Our current society has become a consumption machine loaded with industrial factories in strategic places whose sole purpose is to make us possess their products. If you just turn on commercial TV, you will be swamped with countless advertisements each one shouting louder the message that you have to buy their product now. Some people even turn on the commercial channels to know what goes on in the commercials.

Marketing and commercials are for me and for the most part a bother, yet most people want, with their abiding purchasing, to follow the move of the herd. Most of the phenomenon of consumption capitalism is based in most people’s herd mentality – doing as they see others doing and being the best at it.

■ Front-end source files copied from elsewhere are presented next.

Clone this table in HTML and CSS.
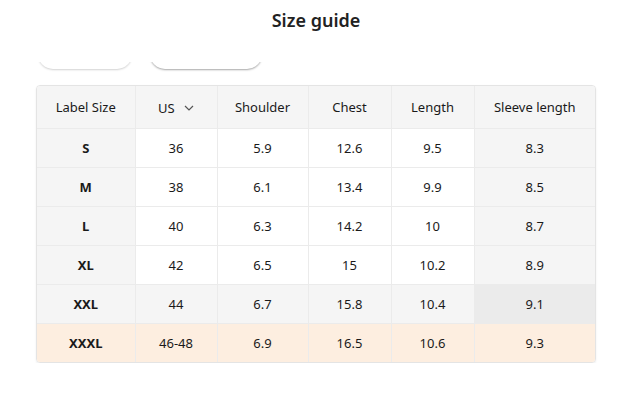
FILE: index.html
```html
<!DOCTYPE html>
<html lang="en">
<head>
    <meta charset="UTF-8">
    <title>Size guide</title>
    <link rel="stylesheet" href="styles.css">
</head>
<body>
    <div class="sheet">
        <h2 class="sheet-title">Size guide</h2>

        <!-- tabs scrolled partly out of view -->
        <div class="tabs">
            <div class="tab"></div>
            <div class="tab tab-active"></div>
        </div>

        <div class="table-wrap">
            <table class="size-table">
                <thead>
                    <tr>
                        <th class="col-label">Label Size</th>
                        <th class="col-us">US <span class="caret"><svg width="10" height="6" viewBox="0 0 10 6"><path d="M1 1l4 4 4-4" fill="none" stroke="#555" stroke-width="1.2"/></svg></span></th>
                        <th class="col-shoulder">Shoulder</th>
                        <th class="col-chest">Chest</th>
                        <th class="col-length">Length</th>
                        <th class="col-sleeve">Sleeve length</th>
                    </tr>
                </thead>
                <tbody>
                    <tr>
                        <td class="size">S</td><td>36</td><td>5.9</td><td>12.6</td><td>9.5</td><td class="sleeve">8.3</td>
                    </tr>
                    <tr>
                        <td class="size">M</td><td>38</td><td>6.1</td><td>13.4</td><td>9.9</td><td class="sleeve">8.5</td>
                    </tr>
                    <tr>
                        <td class="size">L</td><td>40</td><td>6.3</td><td>14.2</td><td>10</td><td class="sleeve">8.7</td>
                    </tr>
                    <tr>
                        <td class="size">XL</td><td>42</td><td>6.5</td><td>15</td><td>10.2</td><td class="sleeve">8.9</td>
                    </tr>
                    <tr class="row-hover">
                        <td class="size">XXL</td><td>44</td><td>6.7</td><td>15.8</td><td>10.4</td><td class="sleeve">9.1</td>
                    </tr>
                    <tr class="row-selected">
                        <td class="size">XXXL</td><td>46-48</td><td>6.9</td><td>16.5</td><td>10.6</td><td class="sleeve">9.3</td>
                    </tr>
                </tbody>
            </table>
        </div>
    </div>
</body>
</html>
```

FILE: styles.css
```css
* {
    margin: 0;
    padding: 0;
    box-sizing: border-box;
}

body {
    font-family: 'Noto Sans', 'Open Sans', sans-serif;
    background-color: #ffffff;
    color: #1a1a1a;
}

.sheet {
    width: 630px;
    padding: 0 34px 0 36px;
}

.sheet-title {
    font-size: 18px;
    font-weight: 600;
    text-align: center;
    line-height: 24px;
    padding-top: 8px;
    color: #222222;
}

/* Tabs, mostly scrolled out of view */
.tabs {
    display: flex;
    gap: 18px;
    margin-top: 30px;
    height: 10px;
    align-items: flex-end;
    overflow: hidden;
    padding: 0 0 0 2px;
}

.tab {
    flex-shrink: 0;
    width: 94px;
    height: 30px;
    border-radius: 15px;
    background-color: #ffffff;
    box-shadow: 0 1px 2px rgba(0, 0, 0, 0.18);
    margin-bottom: 3px;
}

.tab-active {
    width: 112px;
    box-shadow: 0 1px 2px rgba(0, 0, 0, 0.35);
}

/* Table */
.table-wrap {
    margin-top: 13px;
    border: 1px solid #e4e4e4;
    border-radius: 4px;
    overflow: hidden;
    box-shadow: 0 1px 2px rgba(0, 0, 0, 0.08);
}

.size-table {
    width: 100%;
    border-collapse: collapse;
    font-size: 13px;
    text-align: center;
}

.size-table th,
.size-table td {
    border-right: 1px solid #ebebeb;
    border-bottom: 1px solid #ebebeb;
    height: 39px;
    font-weight: 400;
}

.size-table th:last-child,
.size-table td:last-child {
    border-right: none;
}

.size-table tbody tr:last-child td {
    border-bottom: none;
}

.size-table th {
    height: 42px;
    background-color: #f5f5f5;
}

.col-label { width: 98px; }
.col-us { width: 82px; }
.col-shoulder { width: 91px; }
.col-chest { width: 83px; }
.col-length { width: 83px; }

.caret {
    display: inline-block;
    margin-left: 6px;
    vertical-align: 2px;
}

.size-table td.size {
    font-weight: 700;
    background-color: #f5f5f5;
}

.size-table td.sleeve {
    background-color: #f5f5f5;
}

.row-hover td {
    background-color: #f5f5f5;
}

.size-table .row-hover td.sleeve {
    background-color: #ebebeb;
}

.size-table .row-selected td {
    background-color: #fdeee0;
}
```
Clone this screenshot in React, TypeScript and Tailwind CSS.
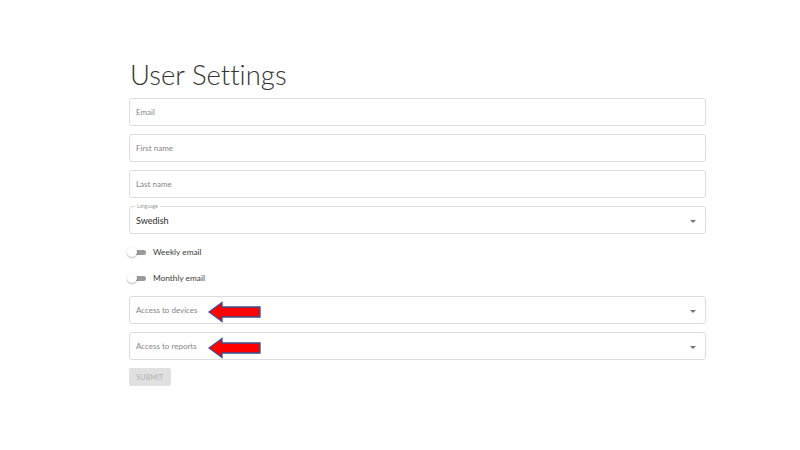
import React from "react";

const font = { fontFamily: "Lato, 'Open Sans', sans-serif" };

function Caret() {
  return (
    <svg width="6" height="3" viewBox="0 0 6 3" className="absolute right-[9px] top-[13px]">
      <path d="M0 0 L6 0 L3 3 Z" fill="#757575" />
    </svg>
  );
}

function Arrow() {
  return (
    <svg
      width="54"
      height="22"
      viewBox="0 0 54 22"
      className="absolute left-[78px] top-[4px]"
    >
      <path
        d="M1 11 L14 1.5 L14 6 L52 6 L52 16 L14 16 L14 20.5 Z"
        fill="#ff0000"
        stroke="#3a4f8f"
        strokeWidth="1.3"
        strokeLinejoin="miter"
      />
    </svg>
  );
}

function TextField({ label }: { label: string }) {
  return (
    <div className="h-[28px] border border-[#dcdcdc] rounded-[3px] flex items-center pl-[6px] text-[8px] text-[#858585]">
      {label}
    </div>
  );
}

function SelectField({ label, arrow }: { label: string; arrow?: boolean }) {
  return (
    <div className="relative h-[28px] border border-[#dcdcdc] rounded-[3px] flex items-center pl-[6px] text-[8px] text-[#858585]">
      {label}
      <Caret />
      {arrow && <Arrow />}
    </div>
  );
}

function Toggle({ label }: { label: string }) {
  return (
    <div className="flex items-center h-[20px]">
      <div className="relative w-[20px] h-[12px] ml-[-2px]">
        <div className="absolute left-[6px] top-[4px] w-[13px] h-[5px] rounded-full bg-[#9a9a9a]" />
        <div className="absolute left-[0px] top-[1px] w-[10px] h-[10px] rounded-full bg-white shadow-[0_1px_2px_rgba(0,0,0,0.3)]" />
      </div>
      <span className="ml-[6px] text-[8.3px] text-[#3a3a3a]">{label}</span>
    </div>
  );
}

export default function App() {
  return (
    <div className="w-[800px] h-[450px] bg-white overflow-hidden" style={font}>
      <div className="ml-[129px] w-[577px] pt-[58px] flex flex-col">
        <h1 className="text-[27.5px] leading-[34px] font-light text-[#333] ml-[1px] mb-[6px] [font-variant-ligatures:none]">
          User Settings
        </h1>
        <div className="flex flex-col gap-[8px]">
          <TextField label="Email" />
          <TextField label="First name" />
          <TextField label="Last name" />
          <div className="relative h-[28px] border border-[#dcdcdc] rounded-[3px] flex items-center pl-[6px] pt-[2px] text-[9px] text-[#2a2a2a]">
            <span className="absolute left-[5px] top-[-4px] bg-white px-[2px] text-[5px] leading-[6px] text-[#999]">
              Language
            </span>
            Swedish
            <Caret />
          </div>
        </div>
        <div className="mt-[8px]">
          <Toggle label="Weekly email" />
        </div>
        <div className="mt-[6px]">
          <Toggle label="Monthly email" />
        </div>
        <div className="flex flex-col gap-[8px] mt-[8px]">
          <SelectField label="Access to devices" arrow />
          <SelectField label="Access to reports" arrow />
        </div>
        <div className="mt-[8px]">
          <div className="w-[42px] h-[18px] rounded-[2px] bg-[#e0e0e0] text-[#b0b0b0] text-[7px] tracking-[0.2px] flex items-center justify-center">
            SUBMIT
          </div>
        </div>
      </div>
    </div>
  );
}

Industry makes millions, retailers make millions, banks make millions and we consume obligingly.

Consider this little statistical piece: the population of rich, developed countries, which is around 25 per cent of humanity, consumes 80 per cent of the resources of the world. We definitely are consumption mad.

When I was a youth my hero was Mahatma Ghandi. Ghandi moved millions of people and compelled the British Empire to give independence to India. Yet, his only possessions at death were his sandals and his glasses.

Today, when the average person in our society moves home he needs several truckloads to carry his possessions. These are the proof of our success, the mark of our social standing, the label of modernity. A dispossessed person compared with this is nothing. It’s only when we suffer a fire, a flood, when we are burglared, when we suffer a car accident that we realise the precariousness of our asset consuming behaviour.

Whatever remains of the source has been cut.